O problema da habitação pode ser “transversal" aos países da União Europeia, mas Portugal não está exatamente em pé de igualdade com os restantes países pelo menos num ponto. “O problema é exatamente igual aqui na Europa, nós só comparamos mal quando olhamos para o parque público de habitação: somos dos países com o menor parque público”, admitiu este sábado a ministra da Habitação, Marina Gonçalves, num painel sobre o tema na Academia Socialista, que decorre em Évora, defendendo que, mesmo nos países onde o parque habitacional público é significativamente maior, a resposta para o problema não é óbvia nem imediata.
Depois de o governo português ter enviado uma carta à presidente da Comissão Europeia com aquilo que entende que devem ser as prioridades da Europa para o próximo ano - pondo o problema da habitação acessível à cabeça -, a ministra defendeu perante os jovens socialistas que a discussão, de facto, não se faz só em Portugal e que, de resto, as muito criticadas medidas inseridas no pacote Mais Habitação não são sequer “pioneiras”, estando a ser testadas lá fora.
“Tivemos uma resposta menor [em termos de parque público] por isso temos hoje mais dificuldades em responder ao desafio”, admitiu, acrescentando que, apesar disso, nem os países com maior parque habitacional público se livram do problema, que é mais complexo do que isso, devido ao turismo e a outros condicionantes. “Os Países Baixos têm um parque habitacional público enorme comparado com o nosso, mas reuni com o meu homólogo e percebi que partilhamos exatamente o mesmo problema, porque não há uma bala de prata. Temos de encontrar é varios instrumentos”, disse, quando questionada pelos jovens socialistas sobre qual o instrumento mais importante no pacote legislativo.
Não se consegue identificar um de forma isolada - nem sequer o parque habitacional público é a bala de prata, disse. Para a ministra, a lógica das medidas legislativas que foram chumbadas por Marcelo Rebelo de Sousa, mas que o PS vai reconfirmar no Parlamento obrigando à promulgação, é uma lógica “muito conjuntural e imediata”, que visa encontrar respostas mais rápidas para um problema que demora muito tempo a ser resolvido. “São medidas necessárias no curto prazo para que a política estrutural que está em curso faça o seu caminho”, disse.
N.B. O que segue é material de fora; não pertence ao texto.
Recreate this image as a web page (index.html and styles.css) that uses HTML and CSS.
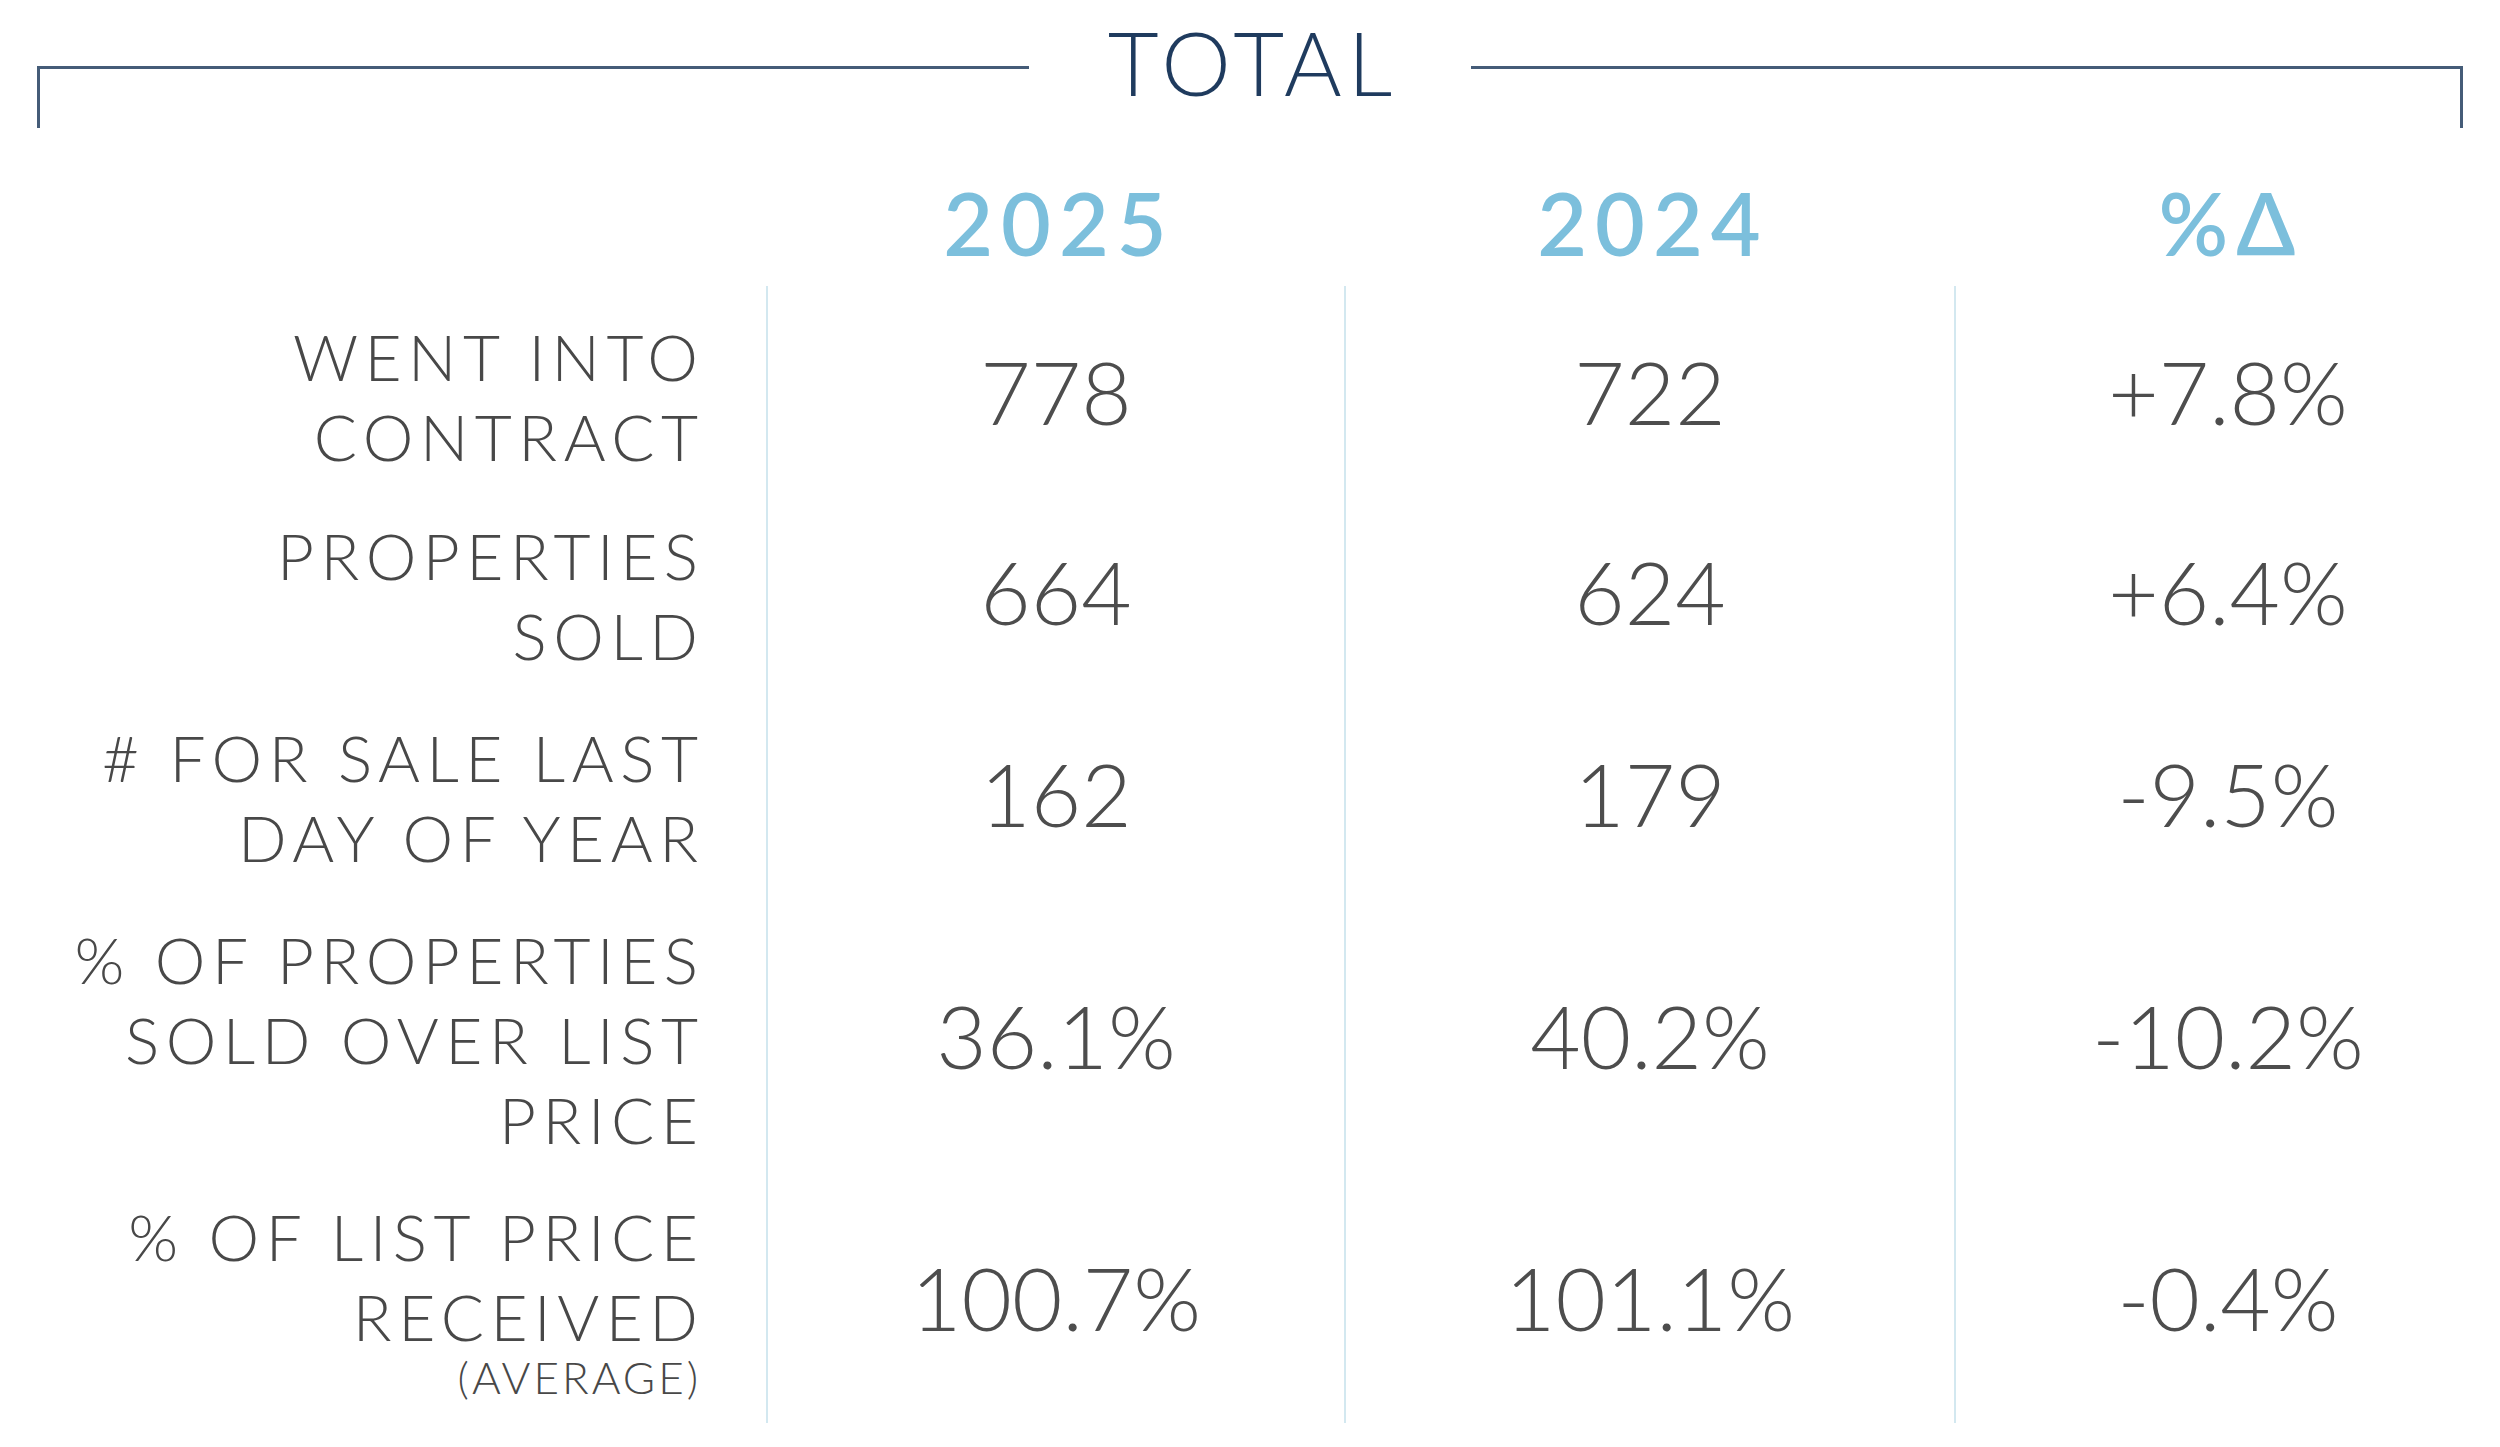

Depois de um debate legislativo muito duro, com críticas à esquerda e à direita sobre o excesso de intervenção do Estado no mercado, ou o excesso de restrições ao Alojamento Local e iniciativa privada, Marina Gonçalves afirmou que a chave está no “equilíbrio”. “Não podemos discutir habitação sem ver como ela convive de forma sã com o turismo. Por isso é que fomos adaptando e equilibrando a proposta para haver esta sã convivência”, disse, admitindo no entanto as dificuldades num debate de posições extremadas.
Num painel partilhado com a presidente da câmara municipal da Amadora, Carla Tavares, e moderado pelo eurodeputado Pedro Marques, Marina Gonçalves defendeu o “equilíbrio” das propostas apresentadas (apesar de admitir que o debate se tornou “difícil” devido ao extremar de posições sobre o tema) e admitiu que o problema não se resolve de um dia para o outro porque requer ação em vários tabuleiros.
“Devemos abandonar a política só porque demora mais tempo? Não. Temos de inventariar o património do Estado e trabalhar com os municípios, em rede. Esse inventário existe, está a ser permanentemente atualizado, e muitas das respostas que temos tido já são nesse sentido”, disse, dando o exemplo de um antigo centro de saúde na Amadora que está a ser reabilitado para habitação, e cuja obra foi visitada ha uma semana pela ministra.
Em jeito de balanço, e depois de António Costa ter dito esta semana, também em Évora, que o Governo não iria desistir das políticas de habitação, dizendo que estavam em marcha 17 mil das 26 mil casas públicas de renda acessível prometidas para a legislatura, Marina Gonçalves admitiu que há apoios mais indiretos e outros mais diretos, enumerando os apoios de subsídio à renda que chegam hoje a 185 mil famílias, o alargamento do programa Porta65 que também chegou este ano a um grupo maior de jovens e famílias, ou os benefícios fiscais aos proprietários que colocam os seus imóveis no mercado de arrendamento. Esse é o equilíbrio, disse: “dar confiança ao mercado e responder às famílias”. Sem balas de prata.